Nick WebberJanuary 2010

Part I

A Procedural Monte Carlo Method in VBA

This is an introductory part. Initial chapters introduce the Monte Carlo method in outline form, and discuss levels of program design.

Chapter 1 discusses the Monte Carlo method in abstract terms. It presents some of the mathematics lying behind the Monte Carlo methods that are later operationalized in code. It presents different evolution methods and data representation issues, but there is no actual coding.

Chapter 2 discusses issues in application design, setting the scene for the elaborations that follow. It briefly outlines the structure of an application that is developed through the first parts of the book.

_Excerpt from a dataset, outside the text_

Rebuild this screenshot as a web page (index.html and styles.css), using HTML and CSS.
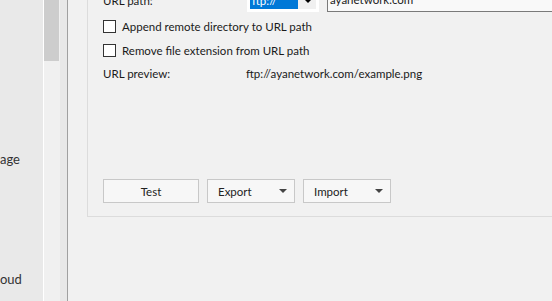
FILE: index.html
```html
<!DOCTYPE html>
<html lang="en">
<head>
    <meta charset="UTF-8">
    <meta name="viewport" content="width=device-width, initial-scale=1.0">
    <title>Uploader settings</title>
    <link rel="stylesheet" href="styles.css">
</head>
<body>
    <div class="window">
        <div class="sidebar">
            <div class="nav-item first">age</div>
            <div class="nav-item">oud</div>
        </div>
        <div class="scrollbar">
            <div class="thumb"></div>
        </div>
        <div class="gutter"></div>

        <div class="main">
            <div class="group">
                <div class="row url-row">
                    <span class="label">URL path:</span>
                    <div class="combo">
                        <span class="combo-value">ftp://</span>
                        <span class="combo-arrow"></span>
                    </div>
                    <div class="textbox">ayanetwork.com</div>
                </div>

                <label class="check-row">
                    <span class="checkbox"></span>
                    Append remote directory to URL path
                </label>
                <label class="check-row">
                    <span class="checkbox"></span>
                    Remove file extension from URL path
                </label>

                <div class="row preview-row">
                    <span class="label">URL preview:</span>
                    <span class="preview">ftp://ayanetwork.com/example.png</span>
                </div>

                <div class="actions">
                    <button class="btn test">Test</button>
                    <button class="btn menu">Export <span class="caret"></span></button>
                    <button class="btn menu">Import <span class="caret"></span></button>
                </div>
            </div>
        </div>
    </div>
</body>
</html>
```

FILE: styles.css
```css
* {
    margin: 0;
    padding: 0;
    box-sizing: border-box;
}

body {
    font-family: 'Lato', 'Open Sans', sans-serif;
    font-size: 11.5px;
    color: #1a1a1a;
    background: #f1f1f1;
    overflow: hidden;
}

.window {
    display: flex;
    height: 301px;
}

/* left list, scrolled so only the ends of the names show */
.sidebar {
    width: 44px;
    background: #e9e9e9;
    border-right: 1px solid #ffffff;
    overflow: hidden;
    font-size: 13px;
    color: #333;
}

.nav-item {
    height: 120px;
    line-height: 18px;
    white-space: nowrap;
}

.nav-item.first {
    margin-top: 150px;
}

.scrollbar {
    width: 16px;
    background: #f0f0f0;
}

.thumb {
    width: 15px;
    height: 61px;
    background: #cdcdcd;
}

.gutter {
    width: 8px;
    background: #e8e8e8;
    border-right: 1px solid #a0a0a0;
}

.main {
    flex: 1;
    padding: 0 0 0 19px;
    overflow: hidden;
}

.group {
    margin-top: -20px;
    width: 520px;
    border: 1px solid #dcdcdc;
    padding: 8px 0 13px 15px;
}

.row {
    display: flex;
    align-items: center;
}

.label {
    width: 143px;
}

.url-row {
    height: 23px;
}

.combo {
    width: 72px;
    height: 23px;
    margin-left: 1px;
    display: flex;
    align-items: center;
    background: #ffffff;
    border: 1px solid #ffffff;
    padding: 2px;
}

.combo-value {
    flex: 1;
    height: 100%;
    background: #0078d7;
    color: #ffffff;
    line-height: 17px;
    padding-left: 2px;
}

.combo-arrow {
    width: 18px;
    height: 100%;
    background: #f0f0f0;
    position: relative;
}

.combo-arrow::after {
    content: "";
    position: absolute;
    left: 6px;
    top: 7px;
    border-left: 4px solid transparent;
    border-right: 4px solid transparent;
    border-top: 4px solid #000;
}

.textbox {
    margin-left: 8px;
    flex: 1;
    height: 22px;
    background: #f9f9f9;
    border: 1px solid #7a7a7a;
    line-height: 18px;
    padding-left: 2px;
}

.check-row {
    display: flex;
    align-items: center;
    height: 17px;
    margin-top: 6px;
}

.check-row + .check-row {
    margin-top: 7px;
}

.checkbox {
    width: 13px;
    height: 13px;
    border: 1px solid #333;
    background: #ffffff;
    margin-right: 6px;
}

.preview-row {
    height: 17px;
    margin-top: 6px;
}

.actions {
    display: flex;
    gap: 8px;
    margin-top: 97px;
}

.btn {
    font-family: inherit;
    font-size: 11.5px;
    color: #222;
    background: #f7f7f7;
    border: 1px solid #c8c8c8;
    height: 24px;
}

.btn.test {
    width: 96px;
}

.btn.menu {
    width: 88px;
    display: flex;
    align-items: center;
    justify-content: space-between;
    padding: 0 7px 0 10px;
}

.caret {
    border-left: 4px solid transparent;
    border-right: 4px solid transparent;
    border-top: 4px solid #444;
}
```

In Chapter 3 we start to code up. This chapter constructs a purely procedural version of the Monte Carlo application. This has the properties of being utterly transparent but useless in practice; its faults are dissected and removed in subsequent chapters. Chapter 4 improves the application by introducing error handling. It also starts to move tentatively towards an object-oriented approach to programming by introducing a user-defined type to hold data in.

At this stage the application is still completely procedural. By the end of this part we will have gone about as far as it is sensible to go without using objects. Objects are introduced in Part II.

Chapter 2

Levels of Programming Sophistication

Much of this part is concerned with programming techniques, exploiting VBA features, and assessing the damage or delight this causes to speed and clarity. In this chapter we look at a grand design.

2.1 WHAT MAKES A GOOD APPLICATION?

A number of factors contribute towards a good application. Of course the application must provide basic functionality, but it is equally important to recognize that the strength of an application resides not only in what it happens to be able to do at the moment, but also in how easy it is to adapt its functionality to changing requirements.